**WHAT YOU NEED TO DO**: Lines containing the string "page" are to be counted. Write only how many there are.

**DATA SHOWN**:
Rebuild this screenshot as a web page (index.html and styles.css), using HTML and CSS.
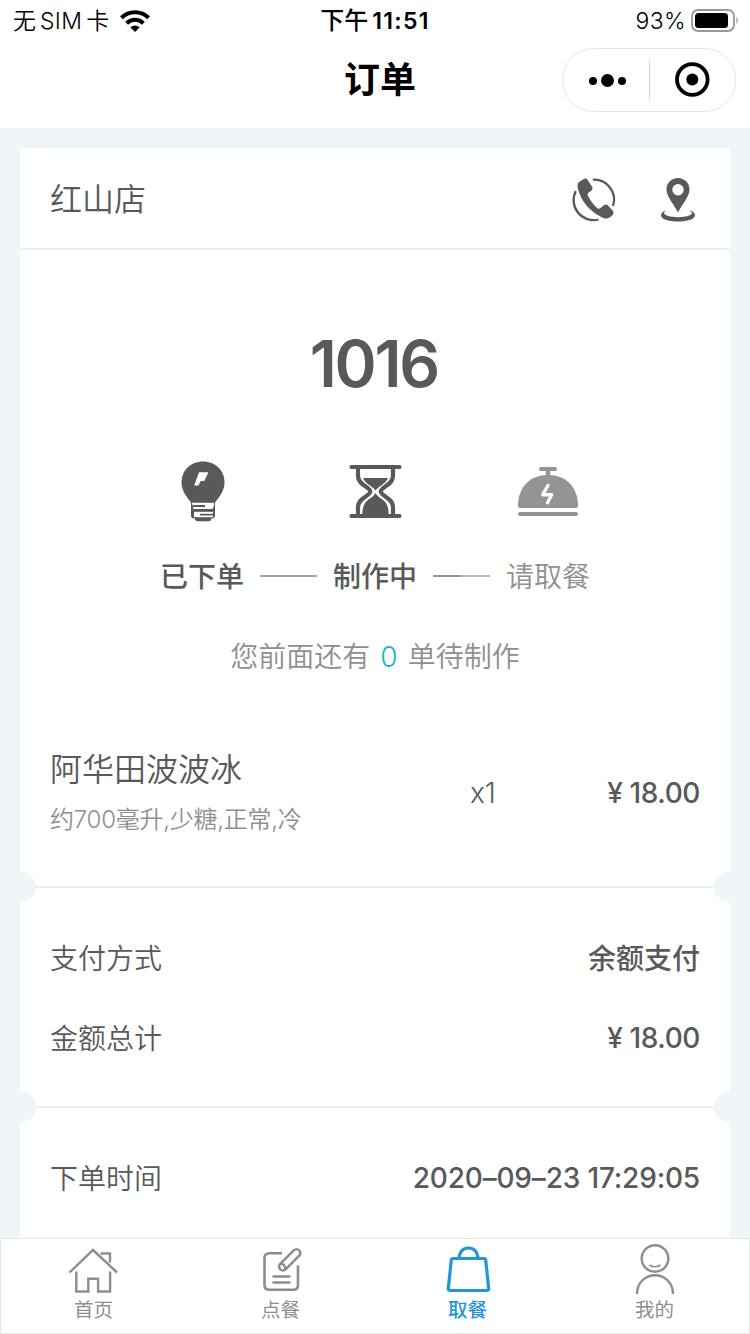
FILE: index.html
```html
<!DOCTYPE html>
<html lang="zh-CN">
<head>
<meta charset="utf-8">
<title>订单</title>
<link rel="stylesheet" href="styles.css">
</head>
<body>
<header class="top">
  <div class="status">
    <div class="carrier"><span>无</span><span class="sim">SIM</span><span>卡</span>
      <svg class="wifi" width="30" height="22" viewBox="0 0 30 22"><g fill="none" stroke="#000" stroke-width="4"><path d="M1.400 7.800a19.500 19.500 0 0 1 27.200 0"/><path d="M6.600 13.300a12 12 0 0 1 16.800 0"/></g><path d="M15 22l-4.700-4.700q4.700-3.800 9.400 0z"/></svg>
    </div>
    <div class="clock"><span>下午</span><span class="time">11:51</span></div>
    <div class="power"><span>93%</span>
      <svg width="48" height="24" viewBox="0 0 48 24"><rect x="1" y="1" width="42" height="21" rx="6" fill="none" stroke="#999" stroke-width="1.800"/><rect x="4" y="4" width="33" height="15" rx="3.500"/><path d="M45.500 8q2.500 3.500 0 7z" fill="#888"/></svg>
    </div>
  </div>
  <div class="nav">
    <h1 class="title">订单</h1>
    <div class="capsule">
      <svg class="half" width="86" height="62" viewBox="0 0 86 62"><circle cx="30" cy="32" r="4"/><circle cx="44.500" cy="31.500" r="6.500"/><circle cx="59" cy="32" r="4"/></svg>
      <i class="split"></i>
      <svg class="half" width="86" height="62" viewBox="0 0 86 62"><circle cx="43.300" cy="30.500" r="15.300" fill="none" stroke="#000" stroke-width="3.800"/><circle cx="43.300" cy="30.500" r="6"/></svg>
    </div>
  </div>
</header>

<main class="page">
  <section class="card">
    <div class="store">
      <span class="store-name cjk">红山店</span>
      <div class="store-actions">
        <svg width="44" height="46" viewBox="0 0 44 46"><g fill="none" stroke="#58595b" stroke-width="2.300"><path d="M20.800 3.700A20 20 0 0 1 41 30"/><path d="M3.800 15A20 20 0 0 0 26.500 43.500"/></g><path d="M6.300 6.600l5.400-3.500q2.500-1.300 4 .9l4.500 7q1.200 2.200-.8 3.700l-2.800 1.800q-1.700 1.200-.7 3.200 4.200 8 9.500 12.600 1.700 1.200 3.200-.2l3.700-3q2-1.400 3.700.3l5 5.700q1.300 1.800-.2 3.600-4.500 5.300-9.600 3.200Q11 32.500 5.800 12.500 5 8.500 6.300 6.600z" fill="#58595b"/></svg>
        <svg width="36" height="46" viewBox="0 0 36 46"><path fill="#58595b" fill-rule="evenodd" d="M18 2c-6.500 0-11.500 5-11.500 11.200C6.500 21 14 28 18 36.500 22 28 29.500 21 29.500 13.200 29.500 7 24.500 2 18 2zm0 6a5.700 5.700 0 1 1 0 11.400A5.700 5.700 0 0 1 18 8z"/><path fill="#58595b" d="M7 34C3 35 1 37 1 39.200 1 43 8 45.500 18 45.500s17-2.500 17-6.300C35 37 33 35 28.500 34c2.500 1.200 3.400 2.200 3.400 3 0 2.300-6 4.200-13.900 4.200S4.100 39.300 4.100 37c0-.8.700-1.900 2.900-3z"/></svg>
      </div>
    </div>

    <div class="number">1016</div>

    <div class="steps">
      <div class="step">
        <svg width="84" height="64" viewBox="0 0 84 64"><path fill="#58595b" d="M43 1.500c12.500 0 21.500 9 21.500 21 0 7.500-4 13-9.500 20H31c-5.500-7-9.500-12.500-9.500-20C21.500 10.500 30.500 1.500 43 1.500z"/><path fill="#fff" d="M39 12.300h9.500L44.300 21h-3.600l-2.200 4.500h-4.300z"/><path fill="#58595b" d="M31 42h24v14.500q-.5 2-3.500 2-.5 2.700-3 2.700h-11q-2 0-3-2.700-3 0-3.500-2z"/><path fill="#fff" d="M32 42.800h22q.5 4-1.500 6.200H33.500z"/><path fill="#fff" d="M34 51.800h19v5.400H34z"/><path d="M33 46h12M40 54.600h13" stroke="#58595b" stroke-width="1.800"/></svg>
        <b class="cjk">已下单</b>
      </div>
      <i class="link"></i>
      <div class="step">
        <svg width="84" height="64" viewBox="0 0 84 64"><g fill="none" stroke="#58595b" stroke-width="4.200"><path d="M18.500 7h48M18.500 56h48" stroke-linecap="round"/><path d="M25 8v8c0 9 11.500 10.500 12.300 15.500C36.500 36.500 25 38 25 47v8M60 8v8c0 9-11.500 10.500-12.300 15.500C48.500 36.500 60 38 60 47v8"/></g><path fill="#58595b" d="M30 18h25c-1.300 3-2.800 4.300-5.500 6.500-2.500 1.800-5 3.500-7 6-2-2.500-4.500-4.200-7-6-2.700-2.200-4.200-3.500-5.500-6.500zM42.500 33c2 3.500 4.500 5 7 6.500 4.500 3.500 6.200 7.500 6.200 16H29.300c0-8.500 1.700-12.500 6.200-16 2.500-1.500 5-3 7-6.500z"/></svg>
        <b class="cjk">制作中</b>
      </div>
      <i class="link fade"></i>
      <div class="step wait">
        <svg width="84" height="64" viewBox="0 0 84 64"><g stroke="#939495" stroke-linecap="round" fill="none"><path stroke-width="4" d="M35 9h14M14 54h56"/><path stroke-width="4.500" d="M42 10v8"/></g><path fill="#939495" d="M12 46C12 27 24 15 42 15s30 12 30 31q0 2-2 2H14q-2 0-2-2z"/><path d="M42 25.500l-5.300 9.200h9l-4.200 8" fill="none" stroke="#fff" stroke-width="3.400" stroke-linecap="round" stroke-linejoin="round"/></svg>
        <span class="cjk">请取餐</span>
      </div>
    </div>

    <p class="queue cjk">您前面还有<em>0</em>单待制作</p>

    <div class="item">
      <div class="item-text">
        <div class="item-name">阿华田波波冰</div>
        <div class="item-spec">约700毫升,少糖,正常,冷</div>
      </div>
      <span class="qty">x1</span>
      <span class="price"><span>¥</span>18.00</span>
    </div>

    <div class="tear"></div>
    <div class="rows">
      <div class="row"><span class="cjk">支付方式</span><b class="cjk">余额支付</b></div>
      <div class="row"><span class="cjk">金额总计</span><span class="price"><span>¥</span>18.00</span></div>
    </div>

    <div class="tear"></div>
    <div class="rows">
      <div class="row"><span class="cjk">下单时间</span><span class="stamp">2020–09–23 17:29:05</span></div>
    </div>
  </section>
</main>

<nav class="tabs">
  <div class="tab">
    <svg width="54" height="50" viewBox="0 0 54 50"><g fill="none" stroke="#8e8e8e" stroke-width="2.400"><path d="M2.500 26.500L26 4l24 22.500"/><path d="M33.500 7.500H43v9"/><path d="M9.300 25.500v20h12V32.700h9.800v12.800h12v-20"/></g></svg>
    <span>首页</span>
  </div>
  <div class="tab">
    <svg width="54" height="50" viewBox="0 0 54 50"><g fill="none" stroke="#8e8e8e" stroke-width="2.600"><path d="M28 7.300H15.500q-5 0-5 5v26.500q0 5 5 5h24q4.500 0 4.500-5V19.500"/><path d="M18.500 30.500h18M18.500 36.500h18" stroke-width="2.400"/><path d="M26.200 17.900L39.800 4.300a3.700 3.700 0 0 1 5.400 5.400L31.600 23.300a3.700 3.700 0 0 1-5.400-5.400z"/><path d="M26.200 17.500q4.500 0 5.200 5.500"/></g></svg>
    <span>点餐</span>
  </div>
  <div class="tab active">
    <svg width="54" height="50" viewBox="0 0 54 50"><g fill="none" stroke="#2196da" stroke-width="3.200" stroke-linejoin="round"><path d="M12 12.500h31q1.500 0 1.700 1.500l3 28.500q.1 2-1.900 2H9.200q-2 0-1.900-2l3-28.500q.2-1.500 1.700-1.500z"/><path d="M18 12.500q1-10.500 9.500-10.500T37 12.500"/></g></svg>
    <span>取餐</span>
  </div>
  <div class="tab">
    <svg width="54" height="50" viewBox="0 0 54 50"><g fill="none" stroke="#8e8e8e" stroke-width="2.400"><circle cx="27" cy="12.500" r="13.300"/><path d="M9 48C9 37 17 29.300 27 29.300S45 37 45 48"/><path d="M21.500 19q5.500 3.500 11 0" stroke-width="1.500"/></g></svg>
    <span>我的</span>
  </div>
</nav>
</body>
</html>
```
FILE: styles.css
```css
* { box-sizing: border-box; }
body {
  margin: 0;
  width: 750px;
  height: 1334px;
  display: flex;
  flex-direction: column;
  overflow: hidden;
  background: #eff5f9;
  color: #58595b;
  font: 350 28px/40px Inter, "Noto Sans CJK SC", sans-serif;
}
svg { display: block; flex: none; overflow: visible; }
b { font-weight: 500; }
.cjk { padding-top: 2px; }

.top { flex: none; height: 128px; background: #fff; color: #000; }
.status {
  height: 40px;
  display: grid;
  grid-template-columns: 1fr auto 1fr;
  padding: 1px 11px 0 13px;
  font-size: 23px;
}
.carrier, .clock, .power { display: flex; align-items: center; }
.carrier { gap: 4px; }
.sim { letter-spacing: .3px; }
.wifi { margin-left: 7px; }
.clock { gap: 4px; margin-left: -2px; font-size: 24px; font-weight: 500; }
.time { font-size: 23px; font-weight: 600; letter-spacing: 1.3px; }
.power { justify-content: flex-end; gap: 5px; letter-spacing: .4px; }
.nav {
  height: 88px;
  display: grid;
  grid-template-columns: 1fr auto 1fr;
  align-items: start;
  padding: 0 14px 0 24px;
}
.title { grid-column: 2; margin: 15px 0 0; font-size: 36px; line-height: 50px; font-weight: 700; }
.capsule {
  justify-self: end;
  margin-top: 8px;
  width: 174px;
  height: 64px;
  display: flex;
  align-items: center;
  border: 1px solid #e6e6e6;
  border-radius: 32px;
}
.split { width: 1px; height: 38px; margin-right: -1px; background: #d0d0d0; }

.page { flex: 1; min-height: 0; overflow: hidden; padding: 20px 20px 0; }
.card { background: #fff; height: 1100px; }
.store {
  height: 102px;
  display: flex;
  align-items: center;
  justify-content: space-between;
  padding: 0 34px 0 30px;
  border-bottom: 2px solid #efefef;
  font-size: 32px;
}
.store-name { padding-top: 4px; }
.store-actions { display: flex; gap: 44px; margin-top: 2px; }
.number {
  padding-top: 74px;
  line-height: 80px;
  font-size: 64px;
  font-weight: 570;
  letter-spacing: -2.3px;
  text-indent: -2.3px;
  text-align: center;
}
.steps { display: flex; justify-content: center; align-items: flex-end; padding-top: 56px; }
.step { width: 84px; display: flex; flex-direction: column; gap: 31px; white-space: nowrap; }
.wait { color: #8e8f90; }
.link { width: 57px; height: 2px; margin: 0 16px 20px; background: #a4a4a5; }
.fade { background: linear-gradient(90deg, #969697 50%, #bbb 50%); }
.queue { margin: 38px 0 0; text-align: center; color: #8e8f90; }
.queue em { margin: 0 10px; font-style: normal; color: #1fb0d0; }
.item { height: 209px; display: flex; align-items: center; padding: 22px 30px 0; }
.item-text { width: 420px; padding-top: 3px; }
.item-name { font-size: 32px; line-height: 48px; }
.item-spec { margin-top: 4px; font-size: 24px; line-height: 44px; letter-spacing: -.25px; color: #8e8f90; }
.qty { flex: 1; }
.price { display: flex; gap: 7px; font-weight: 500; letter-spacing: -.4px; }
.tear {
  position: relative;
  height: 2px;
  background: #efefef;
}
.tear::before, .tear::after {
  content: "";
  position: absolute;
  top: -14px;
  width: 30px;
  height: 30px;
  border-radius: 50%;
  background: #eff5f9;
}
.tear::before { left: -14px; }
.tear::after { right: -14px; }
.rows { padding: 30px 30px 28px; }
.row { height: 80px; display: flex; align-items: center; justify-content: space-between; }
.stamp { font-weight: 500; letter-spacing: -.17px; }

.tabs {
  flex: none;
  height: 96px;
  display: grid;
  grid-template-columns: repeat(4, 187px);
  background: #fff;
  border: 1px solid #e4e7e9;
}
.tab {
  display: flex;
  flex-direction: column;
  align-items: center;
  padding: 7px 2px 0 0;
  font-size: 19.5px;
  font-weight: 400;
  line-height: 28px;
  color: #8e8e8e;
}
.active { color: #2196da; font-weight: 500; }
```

**RIGHT ANSWER**: 3